As Americans paused for their traditional celebration of independence with its typical display of pyrotechnics, China, the birthplace of fireworks, set off some of their own. These came in the form of a rapid meltdown of China's stock market in recent weeks. The bursting of an equity bubble is the latest reminder of the madness of crowds, when investors seem to lose their collective senses in pursuit of riches. This recent episode brings to mind an adage too often ignored, “If something seems too good to be true, it usually is.”

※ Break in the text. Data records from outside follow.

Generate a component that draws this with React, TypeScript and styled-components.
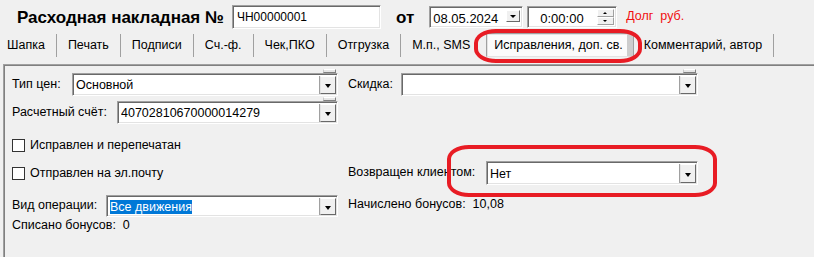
import styled, { createGlobalStyle } from 'styled-components';

const GlobalStyle = createGlobalStyle`
    html, body {
        margin: 0;
        padding: 0;
        background: #f0f0f0;
    }

    body {
        font-family: "Liberation Sans", Arial, sans-serif;
        font-size: 12.5px;
        color: #000;
    }
`;

type ComboProps = {
    width: number;
    value?: string;
    selected?: boolean;
    tab?: boolean;
};

function Combo({ width, value, selected, tab }: ComboProps) {
    return (
        <ComboBox $w={width} $tab={tab}>
            <ComboText>{selected ? <Selection>{value}</Selection> : value}</ComboText>
            <DropButton />
        </ComboBox>
    );
}

function CheckField({ label }: { label: string }) {
    return (
        <CheckRow>
            <CheckBox />
            <span>{label}</span>
        </CheckRow>
    );
}

export default function App() {
    return (
        <Screen>
            <GlobalStyle />

            <Header>
                <Title>Расходная накладная №</Title>
                <NumberField>ЧН00000001</NumberField>
                <Title $ml={15}>от</Title>
                <DateField $w={94} $ml={15}>
                    08.05.2024
                    <SmallDrop />
                </DateField>
                <DateField $w={90} $ml={4} $center>
                    0:00:00
                    <Spin>
                        <SpinPart $up />
                        <SpinPart />
                    </Spin>
                </DateField>
                <Debt>Долг  руб.</Debt>
            </Header>

            <TabBar>
                <Tab $sep>Шапка</Tab>
                <Tab $sep>Печать</Tab>
                <Tab $sep>Подписи</Tab>
                <Tab $sep>Сч.-ф.</Tab>
                <Tab $sep>Чек,ПКО</Tab>
                <Tab $sep>Отгрузка</Tab>
                <Tab $pr={15}>М.п., SMS</Tab>
                <ActiveTab>Исправления, доп. св.</ActiveTab>
                <Tab $sep>Комментарий, автор</Tab>
            </TabBar>

            <Panel>
                <Row $h={23}>
                    <LeftCell>
                        <Label>Тип цен:</Label>
                        <Combo width={266} value="Основной" tab />
                    </LeftCell>
                    <RightCell>
                        <Label>Скидка:</Label>
                        <Combo width={297} tab />
                    </RightCell>
                </Row>

                <Row $h={23} $mt={5}>
                    <LeftCell>
                        <Label>Расчетный счёт:</Label>
                        <Combo width={221} value="40702810670000014279" tab />
                    </LeftCell>
                </Row>

                <Row $h={24} $mt={9}>
                    <LeftCell>
                        <CheckField label="Исправлен и перепечатан" />
                    </LeftCell>
                </Row>

                <Row $h={24} $mt={4}>
                    <LeftCell>
                        <CheckField label="Отправлен на эл.почту" />
                    </LeftCell>
                    <RightCell>
                        <Label>Возвращен клиентом:</Label>
                        <Combo width={212} value="Нет" />
                    </RightCell>
                </Row>

                <Row $h={22} $mt={10}>
                    <LeftCell>
                        <Label>Вид операции:</Label>
                        <Combo width={232} value="Все движения" selected />
                    </LeftCell>
                    <RightCell $top>
                        <Label>Начислено бонусов:&nbsp;&nbsp;10,08</Label>
                    </RightCell>
                </Row>

                <Row $h={18}>
                    <LeftCell>
                        <Label>Списано бонусов:&nbsp;&nbsp;0</Label>
                    </LeftCell>
                </Row>
            </Panel>

            <Mark $x={474} $y={29} $w={168} $h={34} />
            <Mark $x={447} $y={145} $w={270} $h={52} />
        </Screen>
    );
}

const Screen = styled.div`
    position: relative;
    width: 814px;
    height: 257px;
    overflow: hidden;
    background: #f0f0f0;
`;

const Header = styled.div`
    display: flex;
    align-items: center;
    height: 33px;
    padding-left: 17px;
    box-sizing: border-box;
`;

const Title = styled.div<{ $ml?: number }>`
    font-size: 17px;
    font-weight: bold;
    white-space: nowrap;
    margin-left: ${({ $ml }) => $ml ?? 0}px;
    padding-top: 2px;
`;

const sunken = `
    box-sizing: border-box;
    background: #fff;
    border: 1px solid;
    border-color: #a0a0a0 #ffffff #ffffff #a0a0a0;
    box-shadow: inset 1px 1px 0 #696969, inset -1px -1px 0 #e3e3e3;
`;

const NumberField = styled.div`
    ${sunken}
    display: flex;
    align-items: center;
    width: 149px;
    height: 24px;
    margin-left: 8px;
    padding-left: 4px;
    font-size: 12px;
`;

const DateField = styled.div<{ $w: number; $ml: number; $center?: boolean }>`
    ${sunken}
    position: relative;
    display: flex;
    align-items: center;
    width: ${({ $w }) => $w}px;
    height: 22px;
    margin-left: ${({ $ml }) => $ml}px;
    padding-left: ${({ $center }) => ($center ? 12 : 3)}px;
    padding-top: 3px;
    font-size: 13px;
`;

const SmallDrop = styled.div`
    position: absolute;
    right: 2px;
    top: 3px;
    width: 14px;
    height: 12px;
    box-sizing: border-box;
    background: #f0f0f0;
    border: 1px solid;
    border-color: #ffffff #696969 #696969 #ffffff;

    &::after {
        content: '';
        position: absolute;
        left: 3px;
        top: 4px;
        border-left: 3px solid transparent;
        border-right: 3px solid transparent;
        border-top: 3px solid #000;
    }
`;

const Spin = styled.div`
    position: absolute;
    right: 2px;
    top: 2px;
    width: 17px;
    display: flex;
    flex-direction: column;
`;

const SpinPart = styled.div<{ $up?: boolean }>`
    position: relative;
    height: 8px;
    box-sizing: border-box;
    background: #f0f0f0;
    border: 1px solid;
    border-color: #ffffff #a0a0a0 #a0a0a0 #ffffff;

    &::after {
        content: '';
        position: absolute;
        left: 5px;
        top: 2px;
        border-left: 2px solid transparent;
        border-right: 2px solid transparent;
        ${({ $up }) => ($up ? 'border-bottom: 2px solid #000;' : 'border-top: 2px solid #000;')}
    }
`;

const Debt = styled.div`
    margin-left: 9px;
    padding-bottom: 2px;
    font-size: 12.5px;
    color: #f01010;
    white-space: pre;
`;

const TabBar = styled.div`
    display: flex;
    align-items: center;
    height: 24px;
    margin-left: -4px;
    font-size: 12.5px;
`;

const Tab = styled.div<{ $sep?: boolean; $pr?: number }>`
    flex-shrink: 0;
    display: flex;
    align-items: center;
    height: 23px;
    padding: 0 ${({ $pr }) => $pr ?? 11}px 0 11px;
    border-right: 1px solid ${({ $sep }) => ($sep ? '#a0a0a0' : 'transparent')};
    white-space: nowrap;
`;

const ActiveTab = styled.div`
    flex-shrink: 0;
    display: flex;
    align-items: center;
    box-sizing: border-box;
    height: 24px;
    padding: 0 4px 0 7px;
    background: #fbfbfb;
    border: 1px solid;
    border-color: #a0a0a0 #a0a0a0 #e3e3e3 #a0a0a0;
    border-right: 6px solid #cdcdcd;
    box-shadow: inset 1px 1px 0 #e3e3e3, 1px 0 0 #a0a0a0;
    white-space: nowrap;
`;

const Panel = styled.div`
    height: 193px;
    margin: 7px 0 0 3px;
    padding: 8px 0 0 8px;
    box-sizing: border-box;
    border-top: 1px solid #a0a0a0;
    border-left: 1px solid #a0a0a0;
    box-shadow: inset 1px 1px 0 #808080;
`;

const Row = styled.div<{ $h: number; $mt?: number }>`
    display: flex;
    height: ${({ $h }) => $h}px;
    margin-top: ${({ $mt }) => $mt ?? 0}px;
`;

const LeftCell = styled.div`
    display: flex;
    align-items: center;
    justify-content: space-between;
    width: 336px;
    padding-right: 10px;
    box-sizing: border-box;
`;

const RightCell = styled.div<{ $top?: boolean }>`
    display: flex;
    align-items: ${({ $top }) => ($top ? 'flex-start' : 'center')};
    justify-content: space-between;
    width: 350px;
    padding-top: ${({ $top }) => ($top ? 2 : 0)}px;
`;

const Label = styled.span`
    white-space: nowrap;
    padding-bottom: 2px;
`;

const ComboBox = styled.div<{ $w: number; $tab?: boolean }>`
    ${sunken}
    position: relative;
    display: flex;
    align-items: center;
    width: ${({ $w }) => $w}px;
    height: 100%;
    padding: 2px 1px 1px 3px;

    &::before {
        content: ${({ $tab }) => ($tab ? "''" : 'none')};
        position: absolute;
        right: 1px;
        top: -5px;
        width: 13px;
        height: 4px;
        box-sizing: border-box;
        background: #e6e6e6;
        border-top: 1px solid #ffffff;
        border-bottom: 1px solid #808080;
        border-left: 1px solid #c8c8c8;
        border-right: 1px solid #808080;
    }
`;

const ComboText = styled.div`
    flex: 1;
    font-size: 12.5px;
    white-space: nowrap;
    overflow: hidden;
`;

const Selection = styled.span`
    background: #0078d7;
    color: #fff;
`;

const DropButton = styled.div`
    position: relative;
    width: 16px;
    height: 100%;
    box-sizing: border-box;
    background: #f0f0f0;
    border: 1px solid;
    border-color: #ffffff #696969 #696969 #e3e3e3;
    box-shadow: -1px 0 0 #a0a0a0;

    &::after {
        content: '';
        position: absolute;
        left: 4px;
        top: 50%;
        margin-top: -1px;
        border-left: 3.5px solid transparent;
        border-right: 3.5px solid transparent;
        border-top: 4px solid #000;
    }
`;

const CheckRow = styled.label`
    display: flex;
    align-items: center;
    gap: 5px;
    white-space: nowrap;
`;

const CheckBox = styled.span`
    width: 13px;
    height: 13px;
    box-sizing: border-box;
    background: #fff;
    border: 1px solid #333;
`;

const Mark = styled.div<{ $x: number; $y: number; $w: number; $h: number }>`
    position: absolute;
    left: ${({ $x }) => $x}px;
    top: ${({ $y }) => $y}px;
    width: ${({ $w }) => $w}px;
    height: ${({ $h }) => $h}px;
    box-sizing: border-box;
    border: 4px solid #e81c24;
    border-radius: 22px / 14px;
    pointer-events: none;
`;
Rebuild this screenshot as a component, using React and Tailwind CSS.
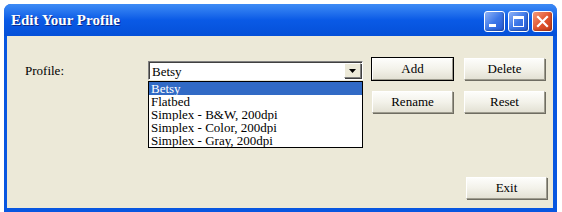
import React from "react";

function Btn({ children, def }) {
  return (
    <div
      className={
        "w-[81px] h-[22px] flex items-center justify-center text-[13px] text-black bg-gradient-to-b from-[#fdfdfb] via-[#f3f2ea] to-[#e3e1d4] border border-t-white border-l-white border-b-[#9d9b8e] border-r-[#9d9b8e] shadow-[1px_1px_0_#6f6d62] " +
        (def ? "outline outline-1 outline-black" : "")
      }
    >
      <span className="leading-none pb-[1px]">{children}</span>
    </div>
  );
}

function TitleBtn({ kind }) {
  const red = kind === "close";
  return (
    <div
      className={
        "w-[21px] h-[21px] rounded-[3px] border border-white flex items-center justify-center shadow-[inset_-1px_-1px_2px_rgba(0,0,0,0.25)] " +
        (red
          ? "bg-gradient-to-br from-[#f29a7c] via-[#e2552f] to-[#c43b18]"
          : "bg-gradient-to-br from-[#8fb2f6] via-[#3d77e8] to-[#2357d4]")
      }
    >
      {kind === "min" && <div className="w-[7px] h-[3px] bg-white mt-[8px] mr-[4px]" />}
      {kind === "max" && (
        <div className="w-[11px] h-[11px] border border-white border-t-[3px]" />
      )}
      {kind === "close" && (
        <svg width="13" height="13" viewBox="0 0 13 13">
          <path d="M2 2 L11 11 M11 2 L2 11" stroke="white" strokeWidth="2.2" strokeLinecap="square" />
        </svg>
      )}
    </div>
  );
}

export default function App() {
  const items = [
    "Betsy",
    "Flatbed",
    "Simplex - B&W, 200dpi",
    "Simplex - Color, 200dpi",
    "Simplex - Gray, 200dpi",
  ];
  return (
    <div className="w-[562px] h-[212px] bg-white pl-[4px] pt-[4px] overflow-hidden font-['Liberation_Serif','DejaVu_Serif',serif]">
      <div className="w-[553px] h-[208px] flex flex-col rounded-t-[7px] bg-[#0856e0] overflow-hidden">
        <div className="h-[32px] flex items-center justify-between pl-[7px] pr-[4px] bg-gradient-to-b from-[#3d8bf5] via-[#0a5ae6] to-[#0550d8]">
          <span className="text-white font-bold text-[15px] leading-none mt-[1px] [text-shadow:1px_1px_0_#0a2a8a]">
            Edit Your Profile
          </span>
          <div className="flex gap-[3px] mt-[2px]">
            <TitleBtn kind="min" />
            <TitleBtn kind="max" />
            <TitleBtn kind="close" />
          </div>
        </div>
        <div className="flex-1 ml-[3px] mr-[4px] mb-[4px] bg-[#ece9d8] flex flex-col relative">
          <div className="flex pt-[22px] pl-[18px]">
            <div className="w-[123px] text-[13px] text-black pt-[6px] leading-none">Profile:</div>
            <div className="relative w-[215px] mt-[3px]">
              <div className="h-[19px] bg-white border border-t-[#808080] border-l-[#808080] border-b-white border-r-white shadow-[inset_1px_1px_0_#404040] flex items-center">
                <span className="flex-1 text-[13px] leading-none pl-[3px] pt-[1px]">Betsy</span>
                <div className="w-[17px] h-[15px] mr-[1px] bg-[#ece9d8] border border-t-white border-l-white border-b-[#808080] border-r-[#808080] shadow-[1px_1px_0_#404040] flex items-center justify-center">
                  <svg width="7" height="4" viewBox="0 0 7 4">
                    <path d="M0 0 H7 L3.5 4 Z" fill="black" />
                  </svg>
                </div>
              </div>
              <div className="absolute left-0 top-[20px] w-[215px] bg-white border border-black z-10">
                {items.map((t, i) => (
                  <div
                    key={t}
                    className={
                      "h-[13px] text-[13px] leading-[13px] pl-[2px] whitespace-nowrap overflow-hidden " +
                      (i === 0 ? "bg-[#316ac5] text-white" : "text-black")
                    }
                  >
                    {t}
                  </div>
                ))}
              </div>
            </div>
            <div className="ml-[9px] grid grid-cols-2 gap-x-[11px] gap-y-[11px]">
              <Btn def>Add</Btn>
              <Btn>Delete</Btn>
              <Btn>Rename</Btn>
              <Btn>Reset</Btn>
            </div>
          </div>
          <div className="mt-auto flex justify-end pr-[6px] pb-[9px]">
            <Btn>Exit</Btn>
          </div>
        </div>
      </div>
    </div>
  );
}
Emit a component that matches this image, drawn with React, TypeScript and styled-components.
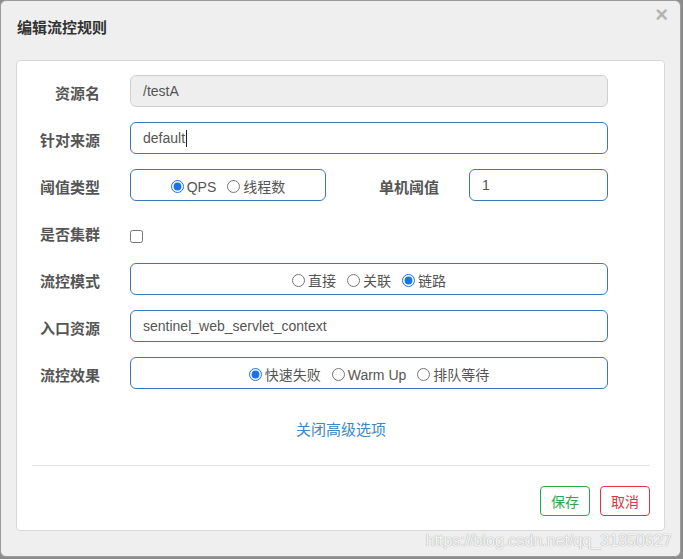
import React from "react"
import styled, { createGlobalStyle } from "styled-components"

const GlobalStyle = createGlobalStyle`
  html, body {
    margin: 0;
    padding: 0;
    background: #8c8c8c;
  }
  body {
    font-family: "Liberation Sans", "Noto Sans CJK SC", sans-serif;
    font-size: 14px;
    color: #555;
  }
`

const Dialog = styled.div`
  position: relative;
  box-sizing: border-box;
  width: 681px;
  height: 557px;
  background: #efefef;
  border: 1px solid #9a9a9a;
  border-radius: 6px;
  overflow: hidden;
`

const Header = styled.div`
  display: flex;
  justify-content: space-between;
  align-items: flex-start;
  height: 59px;
  padding: 0 12px 0 16px;
`

const Title = styled.h4`
  margin: 18px 0 0;
  font-size: 15px;
  line-height: 18px;
  font-weight: 700;
  color: #333;
`

const Close = styled.span`
  margin-top: 3px;
  font-family: "Liberation Sans", sans-serif;
  font-size: 22px;
  font-weight: 700;
  line-height: 22px;
  color: #b4b4b4;
`

const Panel = styled.div`
  box-sizing: border-box;
  margin: 0 15px;
  height: 471px;
  background: #fff;
  border: 1px solid #d8d8d8;
  border-radius: 4px;
  padding: 14px 14px 0 15px;
`

const Row = styled.div`
  display: flex;
  align-items: center;
  height: 32px;
  margin-bottom: 15px;
`

const Label = styled.label<{ width?: number }>`
  flex: none;
  width: ${(p) => p.width ?? 68}px;
  margin-right: 30px;
  padding-top: 4px;
  text-align: right;
  font-family: "Noto Sans CJK SC", sans-serif;
  font-size: 15px;
  font-weight: 700;
  color: #555;
  line-height: 20px;
`

const TextInput = styled.div<{ disabled?: boolean; width?: number }>`
  box-sizing: border-box;
  display: flex;
  align-items: center;
  width: ${(p) => p.width ?? 478}px;
  height: 32px;
  padding: 0 12px;
  border: 1px solid ${(p) => (p.disabled ? "#cfcfcf" : "#3a78b5")};
  border-radius: 6px;
  background: ${(p) => (p.disabled ? "#eee" : "#fff")};
  font-size: 14px;
  color: #555;
`

const Caret = styled.span`
  display: inline-block;
  width: 1px;
  height: 17px;
  background: #222;
  margin-left: 1px;
`

const RadioBox = styled.div<{ width?: number }>`
  box-sizing: border-box;
  display: flex;
  justify-content: center;
  align-items: center;
  gap: 11px;
  width: ${(p) => p.width ?? 478}px;
  height: 32px;
  padding-top: 3px;
  border: 1px solid #3a78b5;
  border-radius: 6px;
  background: #fff;
`

const Option = styled.label`
  display: flex;
  align-items: center;
  gap: 3px;
  font-size: 14px;
  line-height: 18px;
  color: #555;

  input {
    margin: 0;
    width: 13px;
    height: 13px;
    accent-color: #1a73e8;
  }
`

const Check = styled.input`
  margin: 8px 0 0;
  width: 13px;
  height: 13px;
`

const LinkRow = styled.div`
  display: flex;
  justify-content: center;
  margin: 30px 0 0;
  height: 20px;
`

const Link = styled.a`
  font-family: "Noto Sans CJK SC", sans-serif;
  font-size: 15px;
  line-height: 20px;
  color: #3c87c8;
  text-decoration: none;
`

const Divider = styled.hr`
  margin: 26px 0 0 0;
  border: 0;
  border-top: 1px solid #e3e3e3;
  width: 618px;
`

const Footer = styled.div`
  display: flex;
  justify-content: flex-end;
  gap: 10px;
  margin-top: 20px;
`

const Button = styled.button<{ tone: string }>`
  box-sizing: border-box;
  width: 50px;
  height: 30px;
  padding: 0;
  background: #fff;
  border: 1px solid ${(p) => p.tone};
  border-radius: 4px;
  color: ${(p) => p.tone};
  font-family: "Noto Sans CJK SC", sans-serif;
  font-size: 14px;
`

const Watermark = styled.span`
  position: absolute;
  right: 8px;
  bottom: 6px;
  font-family: "Liberation Sans", sans-serif;
  font-size: 16.5px;
  letter-spacing: -0.2px;
  color: rgba(255, 255, 255, 0.9);
  text-shadow: 0 0 1px #a9a9a9, 0 0 1px #b5b5b5;
`

export default function App() {
  return (
    <>
      <GlobalStyle />
      <Dialog>
        <Header>
          <Title>编辑流控规则</Title>
          <Close>×</Close>
        </Header>
        <Panel>
          <Row>
            <Label>资源名</Label>
            <TextInput disabled>/testA</TextInput>
          </Row>
          <Row>
            <Label>针对来源</Label>
            <TextInput>
              default<Caret />
            </TextInput>
          </Row>
          <Row>
            <Label>阈值类型</Label>
            <RadioBox width={196}>
              <Option>
                <input type="radio" name="grade" defaultChecked />
                QPS
              </Option>
              <Option>
                <input type="radio" name="grade" />
                线程数
              </Option>
            </RadioBox>
            <Label width={113}>单机阈值</Label>
            <TextInput width={139}>1</TextInput>
          </Row>
          <Row>
            <Label>是否集群</Label>
            <Check type="checkbox" />
          </Row>
          <Row>
            <Label>流控模式</Label>
            <RadioBox>
              <Option>
                <input type="radio" name="strategy" />
                直接
              </Option>
              <Option>
                <input type="radio" name="strategy" />
                关联
              </Option>
              <Option>
                <input type="radio" name="strategy" defaultChecked />
                链路
              </Option>
            </RadioBox>
          </Row>
          <Row>
            <Label>入口资源</Label>
            <TextInput>sentinel_web_servlet_context</TextInput>
          </Row>
          <Row>
            <Label>流控效果</Label>
            <RadioBox>
              <Option>
                <input type="radio" name="behavior" defaultChecked />
                快速失败
              </Option>
              <Option>
                <input type="radio" name="behavior" />
                Warm Up
              </Option>
              <Option>
                <input type="radio" name="behavior" />
                排队等待
              </Option>
            </RadioBox>
          </Row>
          <LinkRow>
            <Link href="#">关闭高级选项</Link>
          </LinkRow>
          <Divider />
          <Footer>
            <Button tone="#2aa847">保存</Button>
            <Button tone="#dc3545">取消</Button>
          </Footer>
        </Panel>
        <Watermark>https://blog.csdn.net/qq_31850627</Watermark>
      </Dialog>
    </>
  )
}
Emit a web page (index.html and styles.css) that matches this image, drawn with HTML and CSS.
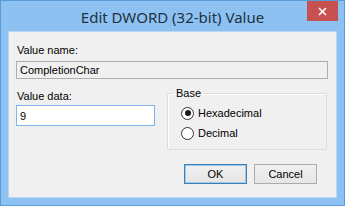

China's stock market woe is the latest sign that as the Chinese economy moves from its youthful years into adolescence, and there are going to be bumpy times with which to contend. The first signs of trouble began about a year ago when property prices in an over-built real estate sector slumped and the government cut interest rates to counterbalance the weakening industry. As an alternative to buildings, investors sought out equity investments, often borrowing heavily against margin accounts to do so. As a bubble began to emerge, the government instituted regulations limiting investment on margin, but much of the damage had already been done. Now, the government is seeking ways to remedy the precipitous fall. In a country just beginning to experience the rewards of capitalism, the harsh lesson being learned is that in an open economy, rewards do not come without taking risks.